I saw a special a week or so ago about a guy that has a very successful show about eating strange things. Things like bugs and guts and poop. Seriously, people turn this show on and watch it. I don't remember the show or his name, but they told us about his struggle with drugs and how he overcame the addiction. Me and my wife both thought that the "food" replaced the drugs. The high, the rush of eating something you know is going to just make you want to die, is euphoric to him...I guess. It goes back to why we like to be scared. We used to have to battle to the death just to eat, just to survive. Now everything is served to us on a silver platter, or a paper plate, whatever. How do we recreate that rush of adrenaline? Reading about giant bugs that eat you and zombies that make necklaces out of your phalanges might be a start.

Andrew Smith said...

I think you're right about the adrenaline rush people seek out, at times, by reading scary books or watching certain types of movies. What's happening with some readers of this book, though is they're being confronted by certain things that are hard to deal with, that make people very uncomfortable -- like child sexual abuse -- so they'd either rather not deal with it, or skirt around the realities of the permanence of its effects by imposing their expectations of a happily-ever-after resolution. The bottom line is the giant flesh-eating bugs and human trophy collectors pale in comparison to the ghastliness of things that happen every minute of every day in this Tra-la-la world, and facing that makes some people want to puke their pizza.

William Friskey said...

The sexual abuse of a child is the main issue that kind of pulls the novel I'm working on now together, and I don't shy away from the details, so I guess I have some vomited pizza coming in my future (or at least I hope). Your right, though. It's one of those things that happens way more than we'd like to admit, but very few want to discuss it. You'd think if we were all in agreement that it's terrible, it would be pretty cut and dry to discuss.

PJ Hoover said...

Okay, I seriously laughed out loud at the throw up comment. Um, yeah, that's funny. Anyway. A 90/10 ratio isn't bad.
And yes, being eaten alive by bugs would not be fun. Didn't you ever see The Naked Jungle with Charlton Heston? Ants still freak me out.

Brian James said...

Yeah, even when you know some people are going to hate it, it's still hard to swallow.

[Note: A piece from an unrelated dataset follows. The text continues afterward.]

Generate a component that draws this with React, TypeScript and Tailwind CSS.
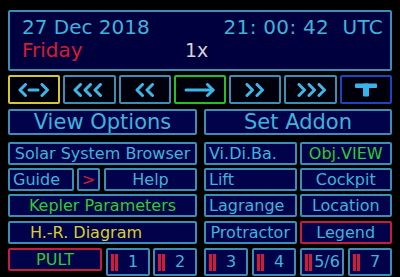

The good thing is, the people who are going love this book are really going to LOVE it.

Michael Grant said...

I found some review somewhere on line, can't even recall where. And they had a little grid or some such thing and they were very nice, but they said my GONE books had no intellectual content.

Naturally this pissed me off. GONE books are practically treatises on political history. Yeah, I disguise it well with a bunch of violence and supernatural fun, but the whole goddamn substructure of the series is politics: individual vs. community, freedom, the rule of law, morality vs. pragmatism, fascism, democracy, ethnic cleansing, monarchy, leadership blah blah blah on and on, and all of it goes whoosh right over their heads.

My point is: write for money, Andrew. Everything else is bullshit and will send you out shopping for a nice, strong piece of rope. Money is real. Money buys stuff. You like stuff, don't you?